Она закинула волосы за уши и посмотрела на муху, которая ползла по зеркалу на комоде. Покой — вот единственное, что еще имело значение. Нужно было найти в пузырьках и флакончиках что-нибудь, что облегчило бы страдания Алисы, не вызвав у нее рвоту и пугающих галлюцинаций. Что еще? Поставить за нее свечку? Прочитать молитву? Она давно оставила эти занятия. «Богородице дево радуйся» и все такое. Она не молилась со времен своего детства в Дерри, когда вся ее семья опускалась на колени в гостиной под перезвон колоколов по телевизору и отец читал молитвы по четкам. Теперь все это было для нее позади, как игра света на поверхности моря, и добродушные шутки, и контрольно-пропускные пункты на дорогах. У нее дома был Будда, полая медная статуэтка, наполовину домашний божок, наполовину пресс-папье, и она иногда клала перед ним цветы, хотя очень мало знала о буддизме, разве только что это добрая религия, не такая запугивающая, как другие. О чем она знала много, так это о питании, о медицинском уходе, обо всяких болезнях. То, что обычно узнаешь о психологии горя и мужества, наблюдая последние часы сорока, пятидесяти человек, сидя рядом с ними, держа их за руку. Но что в действительности это значило (медленное угасание такой женщины, как Алиса Валентайн), она никак не могла понять. Боже, ей уже двадцать семь. Она живет одна в маленькой съемной квартирке, которая ей не особенно нравится, и два, а то и три раза в неделю пьет на ночь темазепам, чтобы не видеть во сне тех, кого она проводила в последний путь.

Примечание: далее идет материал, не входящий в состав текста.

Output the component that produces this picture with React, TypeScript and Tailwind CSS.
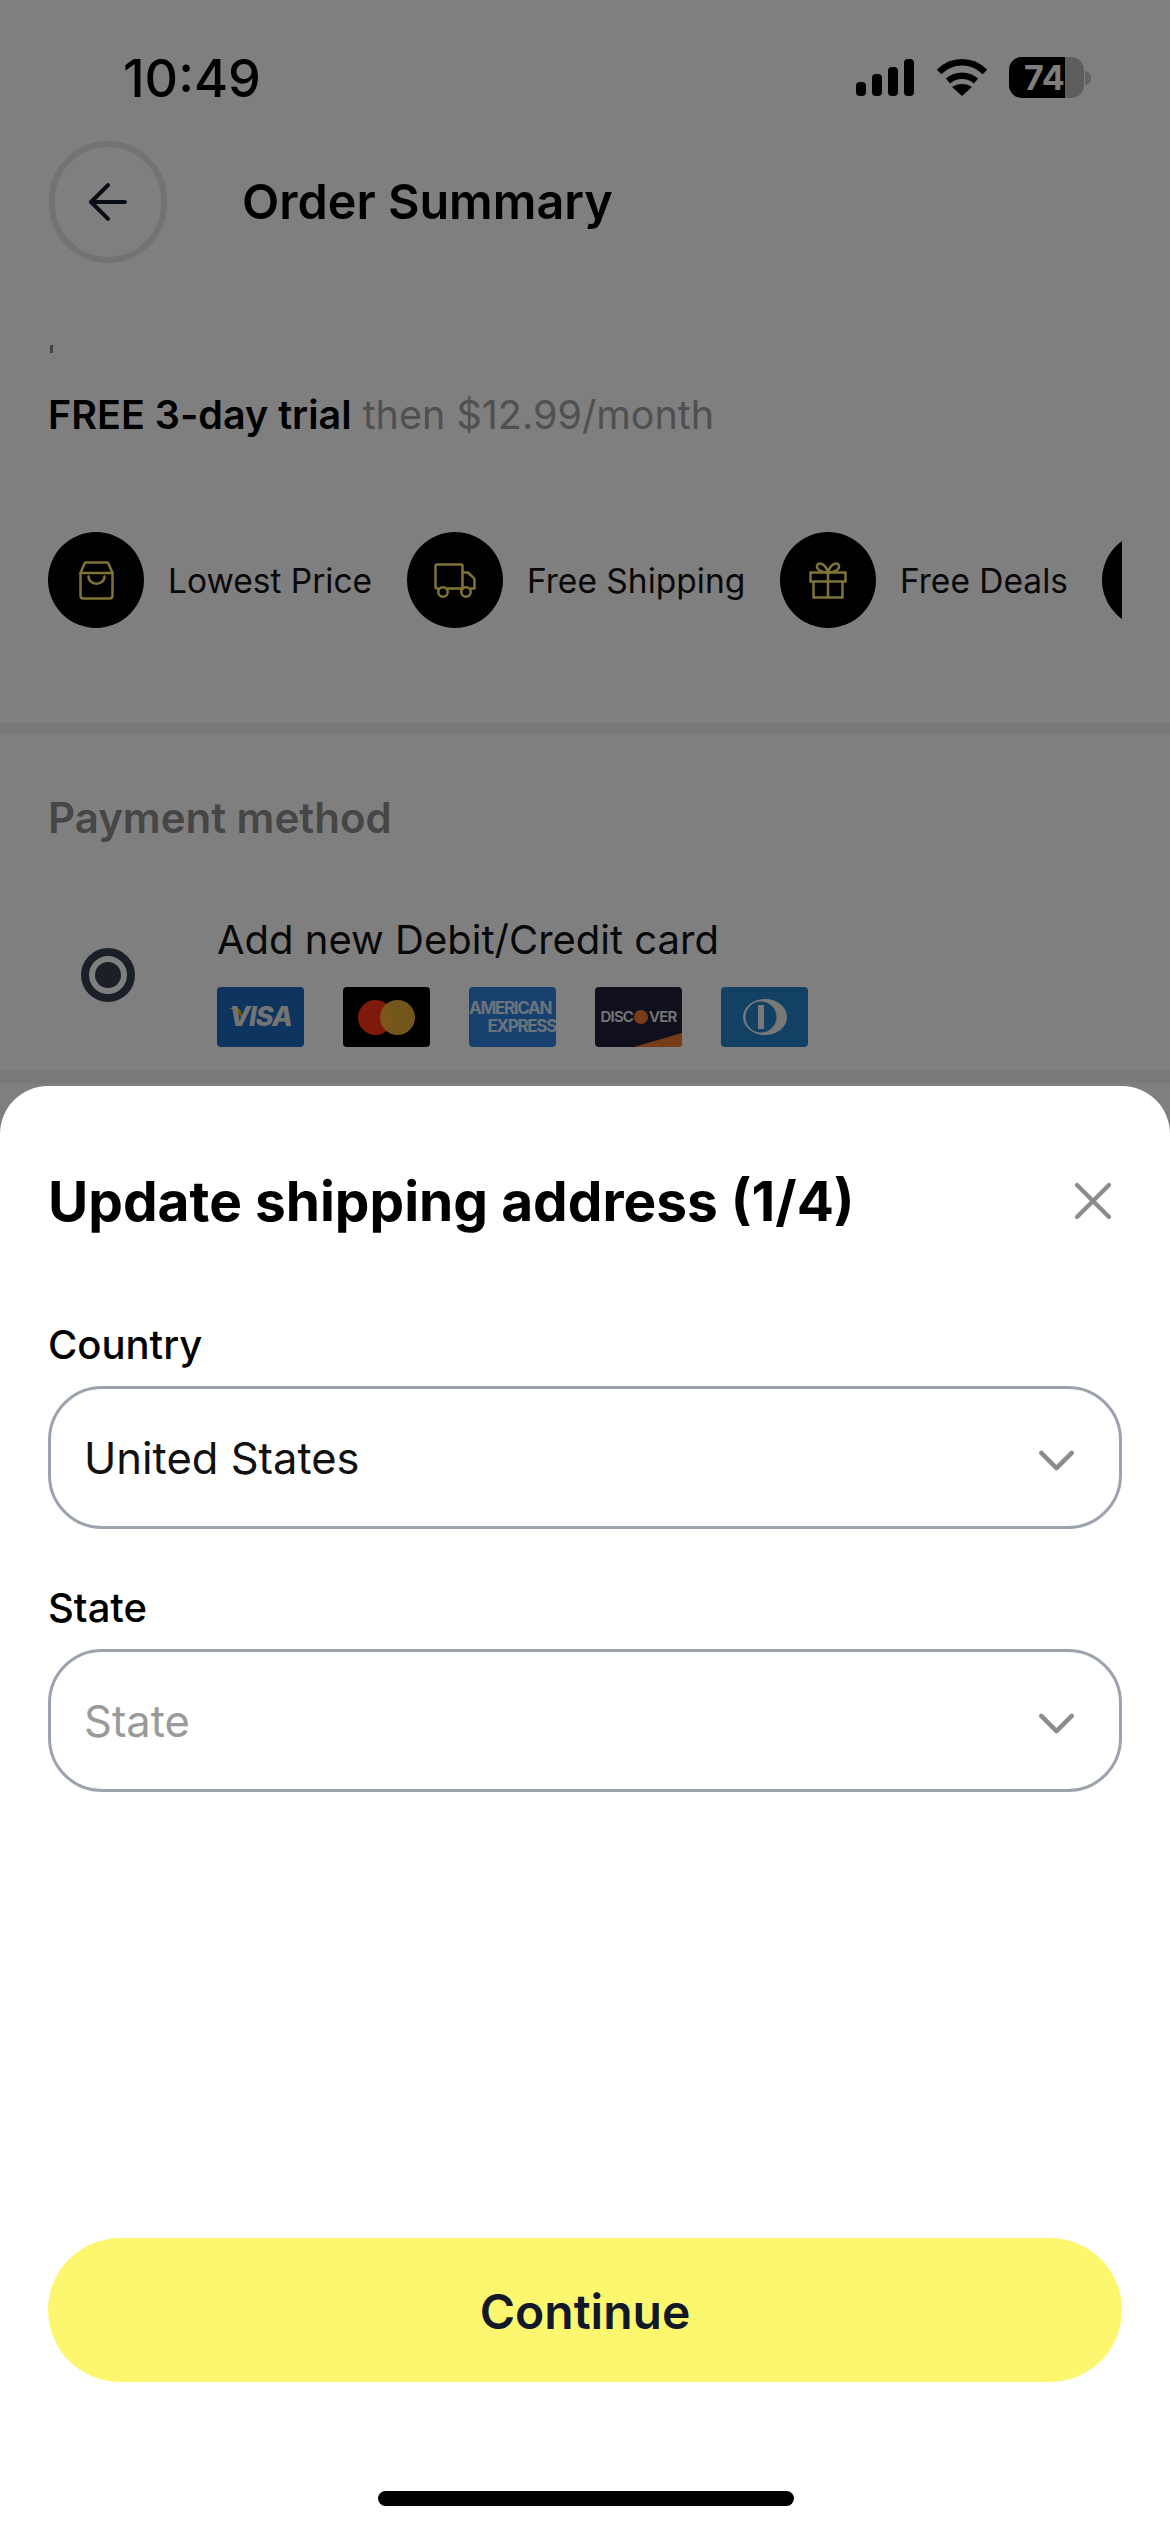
import { ArrowLeft, ChevronDown, X } from "lucide-react"

const features = [
  { label: "Lowest Price", icon: "bag", width: "w-[359px]" },
  { label: "Free Shipping", icon: "truck", width: "w-[373px]" },
  { label: "Free Deals", icon: "gift", width: "w-[322px]" },
]

function FeatureIcon({ icon }: { icon: string }) {
  if (icon === "bag") {
    return (
      <svg viewBox="0 0 35 39" className="h-[39px] w-[35px]" fill="none" stroke="#ffe96b" strokeWidth="2.5" strokeLinejoin="round" strokeLinecap="round">
        <path d="M1.5 12 5.5 2.5a1.5 1.5 0 0 1 1.4-1h21.2a1.5 1.5 0 0 1 1.4 1l4 9.500v23a3 3 0 0 1-3 2.500H4.500a3 3 0 0 1-3-2.500Z" />
        <path d="M1.5 12h32" />
        <path d="M9.500 15.500c0 9.500 16 9.500 16 0" />
      </svg>
    )
  }
  if (icon === "truck") {
    return (
      <svg viewBox="0 0 42 35" className="h-[35px] w-[42px]" fill="none" stroke="#ffe96b" strokeWidth="2.5" strokeLinejoin="round" strokeLinecap="round">
        <path d="M4 25.500H3A1.500 1.500 0 0 1 1.500 24V3A1.500 1.500 0 0 1 3 1.500h24A1.500 1.500 0 0 1 28.500 3v22.500H14" />
        <path d="M28.500 9.500H34l5.800 5.600a2 2 0 0 1 .7 1.500v8.900H37M28.500 25.500H27" />
        <circle cx="9" cy="29" r="4.700" />
        <circle cx="32" cy="29" r="4.700" />
      </svg>
    )
  }
  return (
    <svg viewBox="0 0 38 38" className="h-[38px] w-[38px]" fill="none" stroke="#ffe96b" strokeWidth="2.5" strokeLinejoin="round" strokeLinecap="round">
      <path d="M1.500 11.500h35v9h-35ZM4.500 20.500v16h29v-16M19 11.500v25" />
      <path d="M19 11.500c-2-8-10-12-11-6.500-.5 3.500 4 6.500 11 6.500Zm0 0c2-8 10-12 11-6.500.5 3.500-4 6.500-11 6.500Z" />
    </svg>
  )
}

function Cards() {
  return (
    <div className="mt-[23px] flex gap-[39px]">
      <div className="relative flex h-[60px] w-[87px] items-center justify-center overflow-hidden rounded-[4px] bg-[#1c6ac0]">
        <svg viewBox="0 0 16 12" className="absolute left-[11px] top-[21px] h-[12px] w-[16px]">
          <path d="M0 0h9c2 0 3 1 4 4l2 8C12 6 7 2 0 0Z" fill="#f7b600" />
        </svg>
        <span className="relative text-[27px] font-extrabold italic tracking-[-1px] text-[#e8e8e8]">VISA</span>
      </div>
      <div className="flex h-[60px] w-[87px] items-center justify-center rounded-[4px] bg-black">
        <svg viewBox="0 0 57 35" className="h-[35px] w-[57px]">
          <circle cx="17.500" cy="17.500" r="17.500" fill="#ff3318" />
          <circle cx="39.500" cy="17.500" r="17.500" fill="#f8b83c" fillOpacity="0.92" />
        </svg>
      </div>
      <div className="flex h-[60px] w-[87px] flex-col items-end justify-center overflow-hidden rounded-[4px] bg-[#2f80dc] text-[17px] font-bold leading-[18px] tracking-[-1.300px] text-[#d6e6f8]">
        <span className="w-full text-left">AMERICAN</span>
        <span>EXPRESS</span>
      </div>
      <div className="relative flex h-[60px] w-[87px] items-center justify-center overflow-hidden rounded-[4px] bg-[#1f1f3a]">
        <div className="absolute bottom-0 right-0 h-0 w-0 border-b-[14px] border-l-[48px] border-b-[#ee7a30] border-l-transparent" />
        <span className="relative flex items-center text-[15px] font-semibold tracking-[-0.800px] text-[#ededed]">
          DISC
          <span className="mx-[1px] h-[14px] w-[14px] rounded-full bg-[#ee7a30] text-center text-[10px] leading-[14px] text-transparent">O</span>
          VER
        </span>
      </div>
      <div className="flex h-[60px] w-[87px] items-center justify-center rounded-[4px] bg-[#2582c8]">
        <svg viewBox="0 0 44 36" className="h-[36px] w-[44px]">
          <ellipse cx="22" cy="18" rx="22" ry="18" fill="#f0f0f0" />
          <circle cx="18" cy="18" r="15.500" fill="#2582c8" />
          <rect x="15" y="6" width="6" height="24" fill="#f0f0f0" />
        </svg>
      </div>
    </div>
  )
}

function SelectField({ label, value, placeholder }: { label: string; value: string; placeholder?: boolean }) {
  return (
    <div>
      <label className="block text-[40px] font-medium leading-[48px] text-black">{label}</label>
      <div className="mt-[17px] flex h-[143px] items-center justify-between rounded-[54px] border-[3px] border-[#9ca3af] pl-[33px] pr-[32px]">
        <span className={placeholder ? "pt-[3px] text-[43.500px] text-[#9a9a9a]" : "pt-[3px] text-[43.500px] text-[#111111]"}>{value}</span>
        <ChevronDown className="mt-[6px] h-[61px] w-[61px] text-[#8c8c8c]" strokeWidth={1.800} />
      </div>
    </div>
  )
}

export default function App() {
  return (
    <div className="relative h-[2532px] w-[1170px] overflow-hidden bg-white font-['Inter',sans-serif]">
      {/* status bar */}
      <div className="flex h-[141px] items-start justify-between pl-[123px] pr-[79px] pt-[48px]">
        <span className="pt-[2px] text-[52px] font-medium leading-[58px] text-black">10:49</span>
        <div className="mt-[9px] flex items-center">
          <svg viewBox="0 0 58 37" className="h-[37px] w-[58px]" fill="black">
            <rect x="0" y="23" width="10" height="14" rx="4" />
            <rect x="16" y="15" width="10" height="22" rx="4" />
            <rect x="32" y="8" width="10" height="29" rx="4" />
            <rect x="48" y="0" width="10" height="37" rx="4" />
          </svg>
          <svg viewBox="0 0 50 37" className="ml-[23px] h-[37px] w-[50px]" fill="none" stroke="black" strokeWidth="6.500">
            <path d="M2 13C15 0 35 0 48 13" />
            <path d="M11 22c8-7 20-7 28 0" />
            <path d="M25 37 15 28c6-4 14-4 20 0Z" fill="black" stroke="none" />
          </svg>
          <div className="relative ml-[22px] flex h-[41px] w-[75px] items-center overflow-hidden rounded-[13px] bg-[#bcbcbc] pl-[15px]">
            <div className="absolute inset-y-0 left-0 w-[56px] bg-black" />
            <span className="relative text-[34px] font-bold leading-none text-white">74</span>
          </div>
          <div className="ml-[1px] h-[14px] w-[6px] rounded-r-full bg-[#c8c8c8]" />
        </div>
      </div>

      {/* header */}
      <div className="flex items-center px-[49px]">
        <div className="flex h-[122px] w-[118px] items-center justify-center rounded-full border-[6px] border-[#e6e6e6]">
          <ArrowLeft className="h-[58px] w-[58px] text-[#111827]" strokeWidth={1.700} />
        </div>
        <h1 className="ml-[75px] text-[48.500px] font-semibold leading-[58px] text-black">Order Summary</h1>
      </div>

      <div className="ml-[50px] mt-[82px] h-[8px] w-[3px] bg-[#888888]" />
      <p className="ml-[48px] mt-[38px] text-[39.500px] leading-[48px] text-[#a0a0a0]">
        <span className="font-semibold text-black">FREE 3-day trial</span> then $12.99/month
      </p>

      {/* feature scroller */}
      <div className="ml-[48px] mt-[93px] flex h-[96px] w-[1074px] overflow-hidden">
        {features.map((f) => (
          <div key={f.label} className={`flex shrink-0 items-center ${f.width}`}>
            <div className="flex h-[96px] w-[96px] shrink-0 items-center justify-center rounded-full bg-black">
              <FeatureIcon icon={f.icon} />
            </div>
            <span className="ml-[24px] whitespace-nowrap pt-[2px] text-[33.500px] text-[#111111]">{f.label}</span>
          </div>
        ))}
        <div className="h-[96px] w-[96px] shrink-0 rounded-full bg-black" />
      </div>

      <div className="mt-[95px] h-[12px] bg-[#f2f2f2]" />

      {/* payment */}
      <h2 className="ml-[48px] mt-[58px] text-[42px] font-semibold leading-[50px] text-[#8c8c8c]">Payment method</h2>
      <div className="mt-[73px] flex items-center pl-[81px]">
        <div className="mb-[13px] flex h-[54px] w-[54px] items-center justify-center rounded-full border-[8px] border-[#374151]">
          <div className="h-[26px] w-[26px] rounded-full bg-[#374151]" />
        </div>
        <div className="ml-[82px]">
          <p className="text-[40px] leading-[48px] text-[#111111]">Add new Debit/Credit card</p>
          <Cards />
        </div>
      </div>
      <div className="mt-[24px] h-[12px] bg-[#f2f2f2]" />

      {/* dim layer + bottom sheet */}
      <div className="absolute inset-0 bg-black/50" />
      <div className="absolute inset-x-0 bottom-0 flex h-[1446px] flex-col rounded-t-[48px] bg-white px-[48px]">
        <div className="mt-[81px] flex items-center justify-between">
          <h3 className="text-[55px] font-bold leading-[68px] text-black">Update shipping address (1/4)</h3>
          <X className="-mr-[3px] h-[64px] w-[64px] text-[#8c8c8c]" strokeWidth={1.600} />
        </div>
        <div className="mt-[86px]">
          <SelectField label="Country" value="United States" />
        </div>
        <div className="mt-[55px]">
          <SelectField label="State" value="State" placeholder />
        </div>
        <button className="mt-auto mb-[150px] h-[144px] rounded-full bg-[#fdf76f] pt-[4px] text-[48px] font-semibold text-[#111827]">
          Continue
        </button>
        <div className="absolute bottom-[26px] left-[378px] h-[15px] w-[416px] rounded-full bg-black" />
      </div>
    </div>
  )
}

Кирсти поднялась, чтобы помочь с одеванием (молодые женщины прониклись друг к другу симпатией и охотно делили обязанности), и, хотя среди вещей Алисы осталось очень мало того, что она еще могла носить, им удалось отыскать летнее платье из хлопка сине-белой расцветки и кремовую шерстяную шаль, чтобы накинуть на плечи. Пока они одевали ее, осторожно переворачивая с боку на бок, Алиса еще дремала, бормоча сквозь сон, а когда проснулась, то удивилась, обнаружив себя преображенной: волосы тщательно причесаны, ноги в больших белых кроссовках. Кирсти поцеловала ее в щеку и побежала вниз, чтобы позвать Ларри.
— Вам не обязательно выходить, Алиса, — сказала Уна. — Если вам хочется остаться здесь, то оставайтесь.
— Выходить? — повторила Алиса, шире открывая глаза. — Куда?
— В сад. На праздник.
Алиса кивнула.
— Кто его устраивает? — спросила она.
— Ну… Пусть это будут Алек и Ларри, вы не против?
— Напиши, — сказала Алиса, вытягивая руку.
Уна взяла фломастер, которым обычно делала записи, попробовала его на своей руке и написала на ладони Алисы «праздник — Алек и Ларри».
— Так пойдет? — спросила она.
Ларри, подняв мать на руки, отнес ее вниз и усадил в стоявшее у лестницы кресло-каталку, поднял ее ноги на подножку с фиксаторами и покатил через гостиную в кухню.
— С днем рождения, миссис Ви! — поздравила ее миссис Сэмсон, мимолетно прикоснувшись к плечу Алисы и оставив на синеве платья тонкую полоску муки.
Алиса показала ей свою ладонь.
— Все верно, — согласилась миссис Сэмсон. — Мальчики отлично справляются.
Маневрируя между мебелью, они подкатили ее к террасе, но переправиться на лужайку из-за ступенек оказалось не так-то просто. Алек приподнял маленькие передние колеса, наклонив кресло назад, а Ларри принял вес сзади.
— Я вам помогу! — крикнул Осборн, спускаясь по ступенькам через ограду и подбегая к ним. — С днем рождения, — запыхавшись, выдохнул он.
— А где Стивен? — спросила она.
— Пожалуйста, Деннис, возьмитесь с этой стороны, — сказал Ларри.
— Сейчас-сейчас.
Они сгрудились вокруг кресла, поднимая его на ступеньки, словно сицилийские крестьяне, выбирающиеся из моря с мадонной на руках в ритуальной постановке некого полузабытого чуда. Элла смотрела на них, стоя на насыпи, у нее в руке был алый воздушный шарик.
Скатерти украшал узор из листвяной тени. Ларри установил кресло с матерью во главе стола. Уна вышла из дома, держа в руках большую соломенную шляпу от солнца с лентами, которые завязывались под подбородком. Лицо Алисы почти исчезло под ее широкими полями. На ее неподвижно лежащую руку опустилась бабочка, но тут же вспорхнула и, петляя то в одну сторону, то в другую, полетела прочь сквозь пронизанную светом зелень листвы.
— Принимайте гостей! — крикнула Кирсти.